## INSTRUCTION
Identify the lines bearing the string "styles" and gather them.
== MATERIAL
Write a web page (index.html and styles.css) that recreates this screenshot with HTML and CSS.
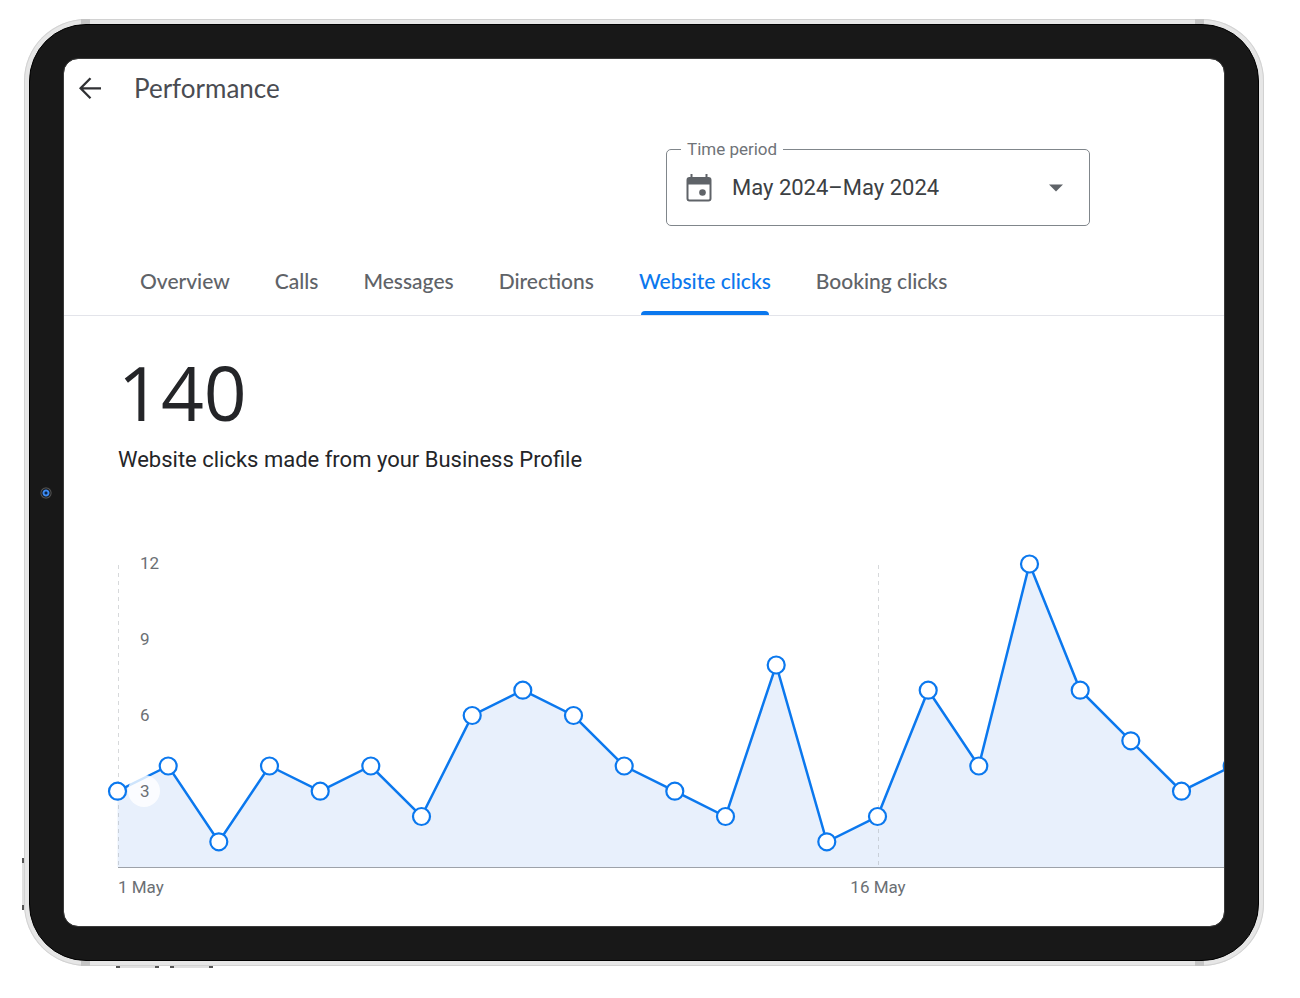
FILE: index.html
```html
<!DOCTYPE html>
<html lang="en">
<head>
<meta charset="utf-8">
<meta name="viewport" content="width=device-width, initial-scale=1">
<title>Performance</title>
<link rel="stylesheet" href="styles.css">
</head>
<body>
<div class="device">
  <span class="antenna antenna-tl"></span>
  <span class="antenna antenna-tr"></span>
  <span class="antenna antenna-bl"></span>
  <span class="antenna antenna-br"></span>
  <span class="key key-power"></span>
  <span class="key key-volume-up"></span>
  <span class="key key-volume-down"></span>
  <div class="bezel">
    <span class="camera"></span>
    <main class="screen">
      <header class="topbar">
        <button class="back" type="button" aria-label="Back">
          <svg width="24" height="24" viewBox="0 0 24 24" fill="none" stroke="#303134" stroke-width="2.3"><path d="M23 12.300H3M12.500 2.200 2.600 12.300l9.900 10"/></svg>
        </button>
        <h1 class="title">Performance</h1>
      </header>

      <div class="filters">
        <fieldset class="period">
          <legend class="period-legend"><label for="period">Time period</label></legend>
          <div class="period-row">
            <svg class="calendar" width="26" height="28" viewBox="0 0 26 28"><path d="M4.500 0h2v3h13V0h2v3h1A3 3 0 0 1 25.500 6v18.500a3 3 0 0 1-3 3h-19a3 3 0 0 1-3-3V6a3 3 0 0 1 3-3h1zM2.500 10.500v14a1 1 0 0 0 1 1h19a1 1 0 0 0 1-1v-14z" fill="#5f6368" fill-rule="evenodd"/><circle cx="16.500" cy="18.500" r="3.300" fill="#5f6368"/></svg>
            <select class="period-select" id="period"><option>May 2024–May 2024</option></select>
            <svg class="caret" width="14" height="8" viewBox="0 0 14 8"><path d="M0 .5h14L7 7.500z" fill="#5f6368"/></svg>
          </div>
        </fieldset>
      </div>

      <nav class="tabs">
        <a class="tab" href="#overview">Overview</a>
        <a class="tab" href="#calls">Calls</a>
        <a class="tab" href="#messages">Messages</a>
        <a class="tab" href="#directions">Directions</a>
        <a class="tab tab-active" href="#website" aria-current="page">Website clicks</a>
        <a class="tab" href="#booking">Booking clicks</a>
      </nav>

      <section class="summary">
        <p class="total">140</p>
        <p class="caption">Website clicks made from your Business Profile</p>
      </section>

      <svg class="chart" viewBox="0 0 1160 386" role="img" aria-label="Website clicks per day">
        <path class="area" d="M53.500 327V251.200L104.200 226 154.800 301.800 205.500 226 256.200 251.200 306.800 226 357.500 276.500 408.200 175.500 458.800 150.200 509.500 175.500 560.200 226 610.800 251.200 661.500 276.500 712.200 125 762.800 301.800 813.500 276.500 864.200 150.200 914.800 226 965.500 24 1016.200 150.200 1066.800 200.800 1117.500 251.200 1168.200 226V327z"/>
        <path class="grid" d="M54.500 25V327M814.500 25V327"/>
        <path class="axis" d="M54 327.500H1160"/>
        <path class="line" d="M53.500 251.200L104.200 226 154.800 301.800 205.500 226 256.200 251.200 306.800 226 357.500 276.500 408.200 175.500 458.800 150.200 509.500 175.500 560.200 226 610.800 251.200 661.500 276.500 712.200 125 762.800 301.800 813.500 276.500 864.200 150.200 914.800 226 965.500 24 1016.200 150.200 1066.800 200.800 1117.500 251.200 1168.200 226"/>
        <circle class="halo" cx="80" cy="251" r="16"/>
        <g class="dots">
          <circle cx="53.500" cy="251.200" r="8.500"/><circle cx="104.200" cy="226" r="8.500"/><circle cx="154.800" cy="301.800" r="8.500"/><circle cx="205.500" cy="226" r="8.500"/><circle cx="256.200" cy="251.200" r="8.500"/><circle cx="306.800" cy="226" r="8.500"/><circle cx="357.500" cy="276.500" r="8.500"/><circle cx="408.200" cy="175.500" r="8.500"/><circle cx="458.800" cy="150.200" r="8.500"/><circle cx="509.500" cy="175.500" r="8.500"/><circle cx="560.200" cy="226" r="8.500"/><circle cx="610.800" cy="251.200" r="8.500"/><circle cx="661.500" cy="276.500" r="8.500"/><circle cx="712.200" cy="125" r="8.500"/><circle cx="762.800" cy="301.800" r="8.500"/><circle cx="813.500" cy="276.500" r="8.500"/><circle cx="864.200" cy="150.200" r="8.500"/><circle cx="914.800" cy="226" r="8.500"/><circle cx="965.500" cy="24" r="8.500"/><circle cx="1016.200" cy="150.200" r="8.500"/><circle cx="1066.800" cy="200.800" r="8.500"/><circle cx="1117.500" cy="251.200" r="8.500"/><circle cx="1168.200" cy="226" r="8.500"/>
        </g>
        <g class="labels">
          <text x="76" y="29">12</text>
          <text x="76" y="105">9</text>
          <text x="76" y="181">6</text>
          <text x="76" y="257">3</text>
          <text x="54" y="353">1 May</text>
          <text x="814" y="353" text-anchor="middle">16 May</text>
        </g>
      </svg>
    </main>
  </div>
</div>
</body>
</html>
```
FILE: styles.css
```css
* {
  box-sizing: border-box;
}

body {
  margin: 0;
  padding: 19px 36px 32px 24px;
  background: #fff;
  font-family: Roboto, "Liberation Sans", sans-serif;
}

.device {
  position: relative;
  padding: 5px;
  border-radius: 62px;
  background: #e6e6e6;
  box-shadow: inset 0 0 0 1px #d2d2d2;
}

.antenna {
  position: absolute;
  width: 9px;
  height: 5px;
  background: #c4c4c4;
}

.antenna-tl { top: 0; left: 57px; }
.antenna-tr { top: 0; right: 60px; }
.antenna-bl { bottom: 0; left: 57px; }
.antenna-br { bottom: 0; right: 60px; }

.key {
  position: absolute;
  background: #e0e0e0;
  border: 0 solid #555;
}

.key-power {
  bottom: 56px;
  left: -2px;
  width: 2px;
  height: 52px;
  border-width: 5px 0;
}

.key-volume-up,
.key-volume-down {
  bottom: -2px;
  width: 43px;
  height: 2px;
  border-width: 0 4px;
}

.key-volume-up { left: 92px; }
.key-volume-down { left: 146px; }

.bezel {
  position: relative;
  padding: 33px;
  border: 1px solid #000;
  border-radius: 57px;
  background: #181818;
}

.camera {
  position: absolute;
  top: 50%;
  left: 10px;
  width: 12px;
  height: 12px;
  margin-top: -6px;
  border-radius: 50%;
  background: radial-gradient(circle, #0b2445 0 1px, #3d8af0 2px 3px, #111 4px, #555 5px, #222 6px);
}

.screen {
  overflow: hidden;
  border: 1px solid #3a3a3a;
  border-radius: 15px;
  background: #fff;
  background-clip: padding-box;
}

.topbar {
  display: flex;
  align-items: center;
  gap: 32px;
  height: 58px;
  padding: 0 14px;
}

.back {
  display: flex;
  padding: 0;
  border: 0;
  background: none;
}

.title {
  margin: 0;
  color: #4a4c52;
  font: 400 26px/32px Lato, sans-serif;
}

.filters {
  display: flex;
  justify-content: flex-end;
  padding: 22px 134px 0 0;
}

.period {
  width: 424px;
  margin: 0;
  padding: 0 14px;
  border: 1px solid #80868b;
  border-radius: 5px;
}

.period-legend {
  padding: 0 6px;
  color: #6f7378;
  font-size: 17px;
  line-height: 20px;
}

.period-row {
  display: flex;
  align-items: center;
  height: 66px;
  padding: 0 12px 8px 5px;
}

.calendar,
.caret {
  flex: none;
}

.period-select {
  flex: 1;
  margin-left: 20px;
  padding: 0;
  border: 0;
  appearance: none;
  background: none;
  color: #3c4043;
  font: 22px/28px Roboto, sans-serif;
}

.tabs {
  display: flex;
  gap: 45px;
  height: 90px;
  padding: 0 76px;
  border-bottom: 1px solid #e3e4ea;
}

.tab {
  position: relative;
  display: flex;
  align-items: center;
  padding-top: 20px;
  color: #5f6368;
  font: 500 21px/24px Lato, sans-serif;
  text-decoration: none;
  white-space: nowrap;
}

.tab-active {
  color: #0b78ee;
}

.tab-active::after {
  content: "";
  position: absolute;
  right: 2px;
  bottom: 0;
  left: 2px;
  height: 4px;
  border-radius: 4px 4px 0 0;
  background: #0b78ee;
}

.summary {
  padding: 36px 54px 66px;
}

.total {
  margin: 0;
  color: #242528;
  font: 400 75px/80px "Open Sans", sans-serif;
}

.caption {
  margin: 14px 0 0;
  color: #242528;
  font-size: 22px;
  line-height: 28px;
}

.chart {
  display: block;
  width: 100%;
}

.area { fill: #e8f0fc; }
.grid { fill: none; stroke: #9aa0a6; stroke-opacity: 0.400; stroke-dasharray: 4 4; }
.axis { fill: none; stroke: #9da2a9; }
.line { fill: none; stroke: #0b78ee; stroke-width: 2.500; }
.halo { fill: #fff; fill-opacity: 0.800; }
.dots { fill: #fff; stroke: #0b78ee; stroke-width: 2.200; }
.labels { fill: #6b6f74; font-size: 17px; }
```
====
## FINAL RESULT
Write a web page (index.html and styles.css) that recreates this screenshot with HTML and CSS.
<link rel="stylesheet" href="styles.css">
FILE: styles.css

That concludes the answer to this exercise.